Fantaseo con esto mientras me vuelvo a ver obligada a tender en posturas imposibles y pienso que quizá por eso aquí los edificios sean tan altos, para que olvidemos lo que sucede en las alturas. Supongo también que se cierra su uso preventivamente, por los problemas que supondría comunizarlas. Nos han inoculado la idea de que será imposible dialogar y llegar a entenderse con el vecino del quinto. Y probablemente lo sea. Además, desde que lo permite otra ley, las azoteas son expropiables por cualquier compañía de comunicaciones que desee comprar a la propiedad e instalar una antena, sin licencias municipales previas ni estudios medioambientales o de salubridad por delante.
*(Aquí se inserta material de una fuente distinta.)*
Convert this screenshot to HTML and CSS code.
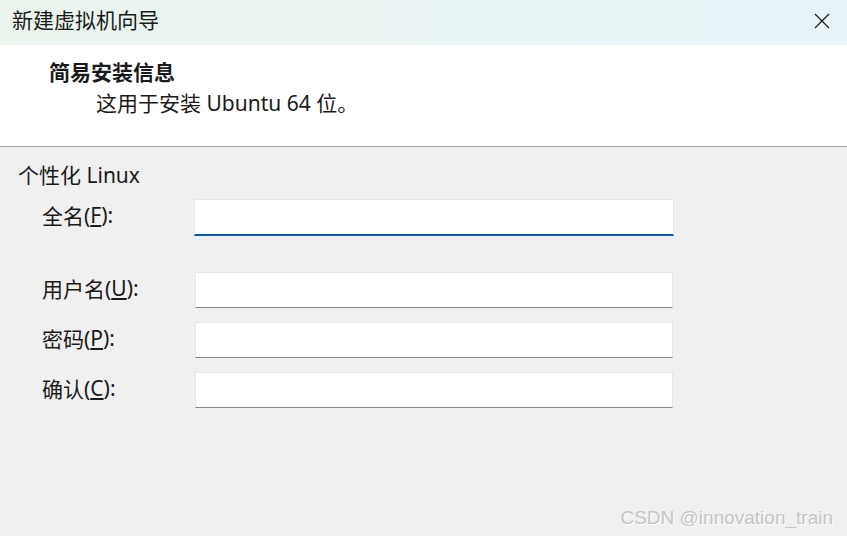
FILE: index.html
```html
<!DOCTYPE html>
<html lang="zh-CN">
<head>
<meta charset="utf-8">
<title>新建虚拟机向导</title>
<link rel="stylesheet" href="styles.css">
</head>
<body>
<div class="window">
  <div class="titlebar">
    <span class="title">新建虚拟机向导</span>
    <svg class="close" width="16" height="16" viewBox="0 0 16 16"><path d="M1 1 L15 15 M15 1 L1 15" stroke="#1a1a1a" stroke-width="1.2" fill="none"/></svg>
  </div>
  <div class="header">
    <div class="h-title">简易安装信息</div>
    <div class="h-sub">这用于安装 Ubuntu 64 位。</div>
  </div>
  <div class="content">
    <div class="group">个性化 Linux</div>
    <div class="form">
      <label class="lbl first">全名(<u>F</u>):</label>
      <div class="field focused first"></div>
      <label class="lbl">用户名(<u>U</u>):</label>
      <div class="field"></div>
      <label class="lbl">密码(<u>P</u>):</label>
      <div class="field"></div>
      <label class="lbl">确认(<u>C</u>):</label>
      <div class="field"></div>
    </div>
  </div>
  <div class="watermark">CSDN @innovation_train</div>
</div>
</body>
</html>
```

FILE: styles.css
```css
html, body {
  margin: 0;
  padding: 0;
}
body {
  background: #f0f0f0;
  font-family: "Noto Sans", "Noto Sans CJK SC", sans-serif;
  color: #1a1a1a;
  font-size: 21px;
}
.window {
  position: relative;
  width: 847px;
  height: 536px;
  overflow: hidden;
}
.titlebar {
  height: 45px;
  display: flex;
  align-items: center;
  justify-content: space-between;
  padding: 0 17px 0 12px;
  background: linear-gradient(90deg, #ebf5ee 0%, #e9f4f5 60%, #e8f4f8 100%);
  box-sizing: border-box;
}
.title {
  line-height: 28px;
  margin-top: -5px;
}
.close {
  margin-top: -4px;
}
.header {
  background: #ffffff;
  border-bottom: 1px solid #a0a0a0;
  padding-top: 13px;
  height: 88px;
}
.h-title {
  padding-left: 49px;
  font-weight: bold;
  line-height: 28px;
}
.h-sub {
  padding-left: 96px;
  margin-top: 3px;
  line-height: 28px;
}
.content {
  padding: 14px 0 0 18px;
}
.group {
  line-height: 28px;
}
.form {
  display: grid;
  grid-template-columns: 176px 479px;
  row-gap: 14px;
  margin-top: 10px;
}
.lbl {
  padding-left: 24px;
  height: 36px;
  display: flex;
  align-items: center;
  padding-bottom: 5px;
  box-sizing: border-box;
}
.lbl.first {
  margin-bottom: 22px;
}
.field {
  height: 36px;
  box-sizing: border-box;
  background: #ffffff;
  border: 1px solid #e6e6e6;
  border-bottom: 1px solid #868686;
  margin-left: 1px;
  width: 478px;
}
.field.first {
  margin-bottom: 22px;
}
.field.focused {
  margin-left: 0;
  width: 480px;
  height: 37px;
  border-bottom: 2px solid #005fb8;
}
.watermark {
  position: absolute;
  right: 14px;
  bottom: 7px;
  font-family: "Liberation Sans", Arial, sans-serif;
  font-size: 19px;
  color: #c4c4c4;
  text-shadow: 1px 1px 0 #ffffff;
}
```
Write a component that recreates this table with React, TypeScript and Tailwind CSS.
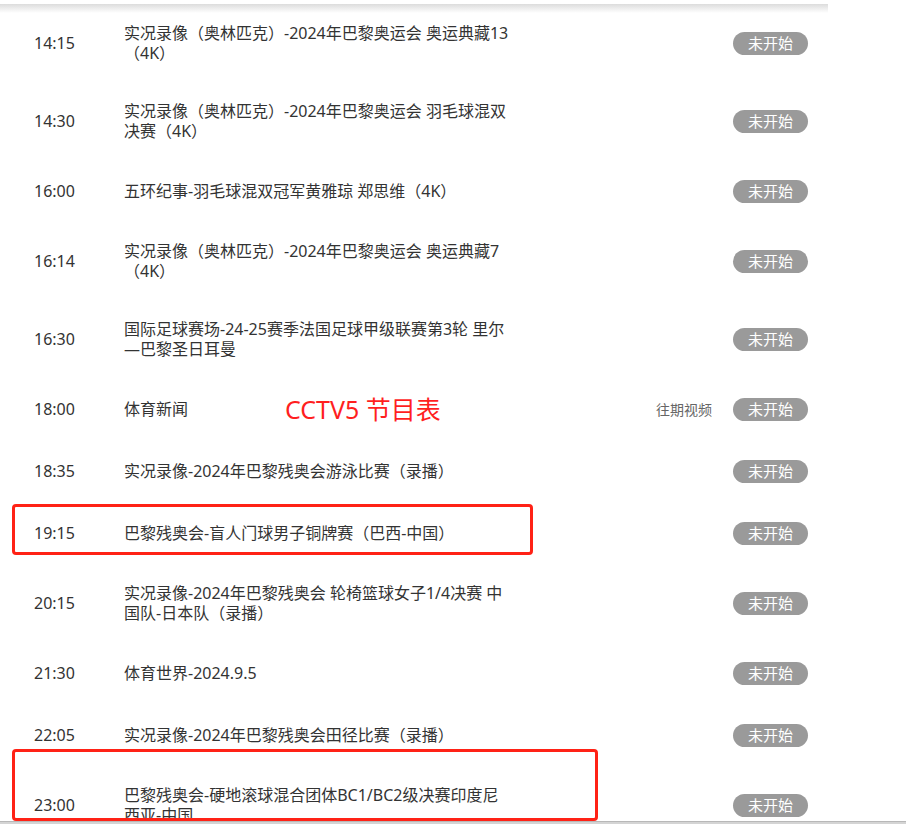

Ajá. Se ve que los cielos también son campo abonado para la propiedad privada.
Pero, ¿y si nos llevamos el método municipalista a casa? Quizá todo podría empezar por la escalera. Averiguar, saber, en primer lugar, a quién pertenecen las cosas y qué derecho tenemos a intervenir no en su gestión, ni siquiera en su propiedad, que no nos interesa, sino en su “uso y disfrute”. Acercarnos la democracia a casa. Ir pasando barreras. No dejarnos solo la intervención para los espacios públicos, combinar luchas como las del EVA Arganzuela, o reflexiones sobre la calle y el barrio como las que se lanzan durante el próximo festival Zemos98, con el ensayo-error de la posibilidad de un commons en cada escalera.
Pensar en espacios comunales más acá de cada portal. Inventarnos modos de vivir colectivamente. Que meterte en casa no signifique el derecho a poder de inventarte la vida, pero solo de puertas adentro. Y sí, yo probablemente tendré que lidiar con el vecino que grita “curas pederastas” mientras el de arriba pone las marchas de Semana Santa a todo trapo. Sí, nuestra escalera es un micrososmos bastante representativo de lo que será mi barrio y el pleno del ayuntamiento. Hacer cosas con “los otros”, los “distintos”. Lo más difícil. Y, parafraseando a Rosa Jiménez, “lo más satisfactorio”. Tomar algo de lo que nos enseñó el 15M y volver a vacunarnos contra lo identitario. Emprenderla desde abajo. En este caso, desde arriba.
Vamos, aunque parezca solo una pequeña revolución burguesa. Tomemos las azoteas. Desde allí se ve todo mucho mejor. O peor. Pero con perspectiva. Subamos todos a tender con gafas de sol.